- [YOUR GOAL]: Note each line of the listing that contains the string "table", and copy it.

- [THE INPUT]:
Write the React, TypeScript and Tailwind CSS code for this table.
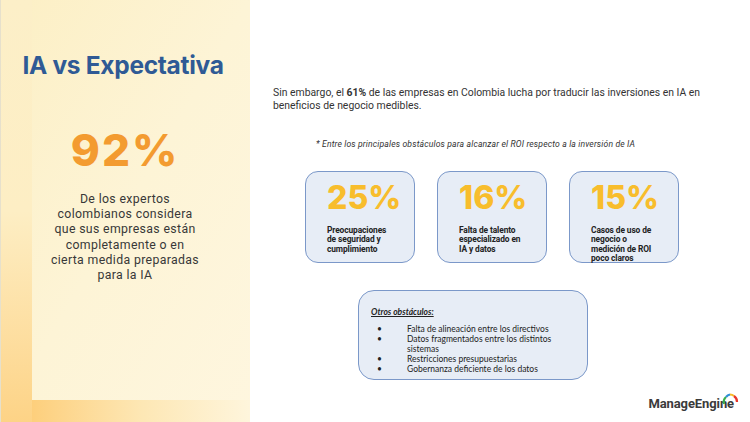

...

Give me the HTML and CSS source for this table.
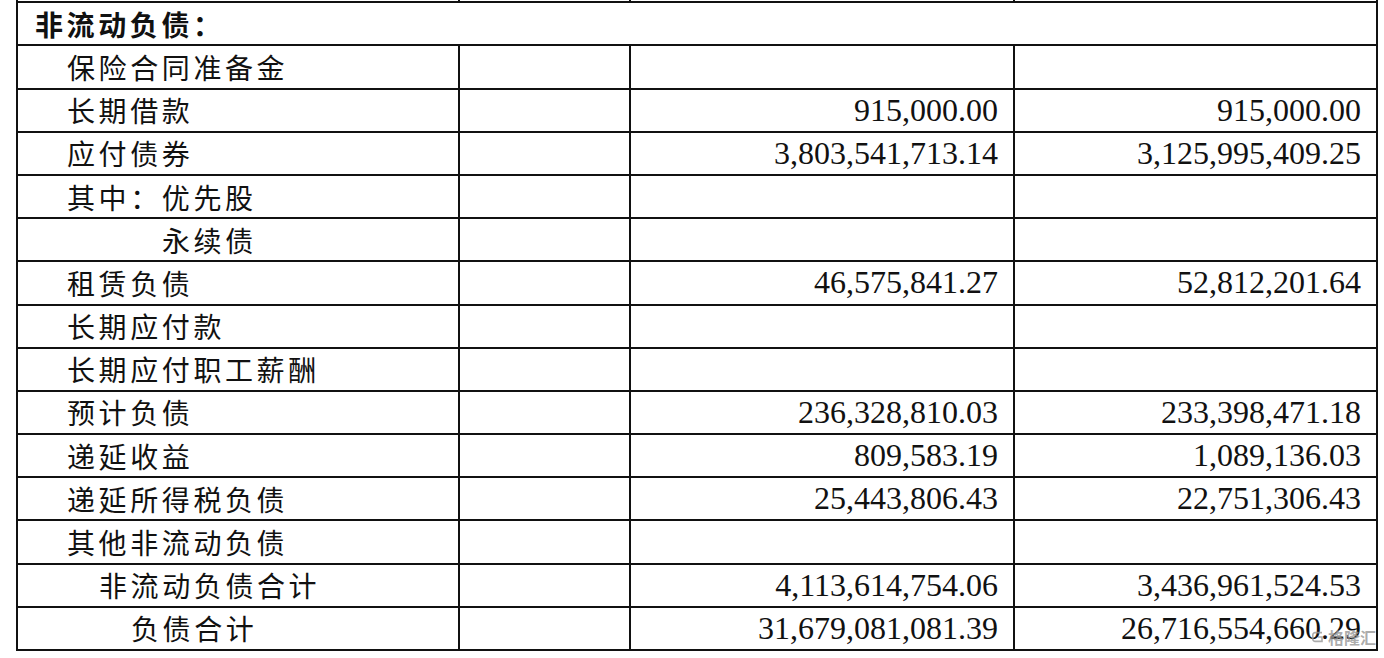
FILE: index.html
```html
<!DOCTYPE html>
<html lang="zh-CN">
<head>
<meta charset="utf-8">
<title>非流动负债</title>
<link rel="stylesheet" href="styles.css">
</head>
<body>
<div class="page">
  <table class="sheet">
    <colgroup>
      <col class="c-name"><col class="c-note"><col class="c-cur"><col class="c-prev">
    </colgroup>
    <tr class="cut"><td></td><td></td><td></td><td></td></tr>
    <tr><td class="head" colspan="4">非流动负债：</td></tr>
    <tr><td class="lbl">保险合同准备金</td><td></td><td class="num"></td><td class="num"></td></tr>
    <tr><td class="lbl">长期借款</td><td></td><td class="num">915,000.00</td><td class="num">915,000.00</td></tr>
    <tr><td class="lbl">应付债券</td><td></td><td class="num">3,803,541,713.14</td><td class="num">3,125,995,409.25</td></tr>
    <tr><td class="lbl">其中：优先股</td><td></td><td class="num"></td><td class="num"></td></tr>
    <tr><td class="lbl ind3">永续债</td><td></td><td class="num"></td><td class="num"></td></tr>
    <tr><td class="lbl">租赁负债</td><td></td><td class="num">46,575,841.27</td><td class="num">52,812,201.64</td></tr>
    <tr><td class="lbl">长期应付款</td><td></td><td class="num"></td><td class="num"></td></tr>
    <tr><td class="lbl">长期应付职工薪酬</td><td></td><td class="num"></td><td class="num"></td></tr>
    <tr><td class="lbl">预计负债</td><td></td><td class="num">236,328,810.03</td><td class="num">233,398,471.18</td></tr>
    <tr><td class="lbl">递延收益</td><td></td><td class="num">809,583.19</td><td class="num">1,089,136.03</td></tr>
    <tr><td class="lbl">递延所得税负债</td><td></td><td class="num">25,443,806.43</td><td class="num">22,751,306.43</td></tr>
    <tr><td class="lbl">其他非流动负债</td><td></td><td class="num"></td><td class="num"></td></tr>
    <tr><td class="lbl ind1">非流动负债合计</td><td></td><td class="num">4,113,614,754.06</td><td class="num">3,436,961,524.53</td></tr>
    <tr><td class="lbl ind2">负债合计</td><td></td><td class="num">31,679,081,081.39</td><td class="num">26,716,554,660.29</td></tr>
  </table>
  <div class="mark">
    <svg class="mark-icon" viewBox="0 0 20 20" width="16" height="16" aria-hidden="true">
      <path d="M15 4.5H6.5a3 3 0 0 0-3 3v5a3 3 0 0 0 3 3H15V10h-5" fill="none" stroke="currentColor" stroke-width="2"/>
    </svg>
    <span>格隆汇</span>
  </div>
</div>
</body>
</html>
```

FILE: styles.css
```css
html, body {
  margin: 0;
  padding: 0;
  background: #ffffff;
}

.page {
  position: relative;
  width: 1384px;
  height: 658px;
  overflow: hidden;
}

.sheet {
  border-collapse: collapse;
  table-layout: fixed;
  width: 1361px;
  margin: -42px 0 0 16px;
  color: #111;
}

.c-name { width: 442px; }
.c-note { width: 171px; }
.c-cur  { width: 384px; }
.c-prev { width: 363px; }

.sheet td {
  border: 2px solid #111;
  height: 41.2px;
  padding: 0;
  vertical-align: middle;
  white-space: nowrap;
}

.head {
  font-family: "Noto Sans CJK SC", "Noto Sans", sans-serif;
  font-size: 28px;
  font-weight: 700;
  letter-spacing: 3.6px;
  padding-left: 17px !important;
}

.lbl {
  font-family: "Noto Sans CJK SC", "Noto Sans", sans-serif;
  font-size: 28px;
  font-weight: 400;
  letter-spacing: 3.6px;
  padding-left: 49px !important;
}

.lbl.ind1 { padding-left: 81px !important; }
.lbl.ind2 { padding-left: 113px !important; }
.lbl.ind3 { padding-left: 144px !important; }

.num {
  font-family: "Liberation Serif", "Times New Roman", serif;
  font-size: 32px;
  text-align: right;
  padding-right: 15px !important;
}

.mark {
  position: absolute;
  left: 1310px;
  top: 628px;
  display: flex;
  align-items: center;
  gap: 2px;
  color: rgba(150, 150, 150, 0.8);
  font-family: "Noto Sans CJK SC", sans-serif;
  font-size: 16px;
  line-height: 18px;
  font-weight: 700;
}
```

- [ANSWER TO THE PROBLEM]:
Write the React, TypeScript and Tailwind CSS code for this table.
Give me the HTML and CSS source for this table.
  <table class="sheet">
  </table>
  table-layout: fixed;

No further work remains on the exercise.